Я не упускаю из виду преимуществ, которые нынешнее поколение, рассматриваемое как единое целое, имеет на весах рассудка пред лучшим, что дано прошлым, однако сомкнутыми рядами оно должно начать состязание, и целое должно померяться с целым. Кто же из новых выступит вперед, дабы сразиться один на один за приз человечества с отдельным афинянином?
Откуда же это невыгодное отношение индивидов при выгодах целого рода? Почему каждый отдельный грек мог служить представителем своего времени, а отдельный современный человек не отважится на это?
Потому что тем придавала формы всеобъединяющая природа, а этим – всеразъединяющий рассудок.

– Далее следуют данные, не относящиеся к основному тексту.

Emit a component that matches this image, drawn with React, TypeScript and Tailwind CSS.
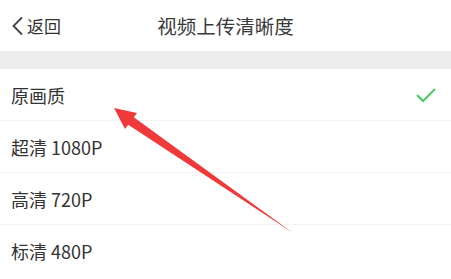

Сама культура нанесла новому человечеству эту рану. Как только сделалось необходимым благодаря расширившемуся опыту и более определенному мышлению, с одной стороны, более отчетливое разделение наук, а с другой – усложнившийся государственный механизм потребовал более строгого разделения сословий и занятий, тотчас порвался и внутренний союз человеческой природы, и пагубный раздор раздвоил ее гармонические силы. Рассудки интуитивный и умозрительный, настроенные теперь враждебно, разграничили поле своей деятельности и стали подозрительно и ревниво оберегать свои границы, а вместе с ограничением сферы деятельности нашли в самих себе господина, который нередко подавлял все остальные способности; подобно тому как в одном случае избыточное воображение опустошает кропотливые насаждения рассудка, так в другом дух абстракции пожирает то пламя, около которого могло бы согреться сердце и воспламениться фантазия.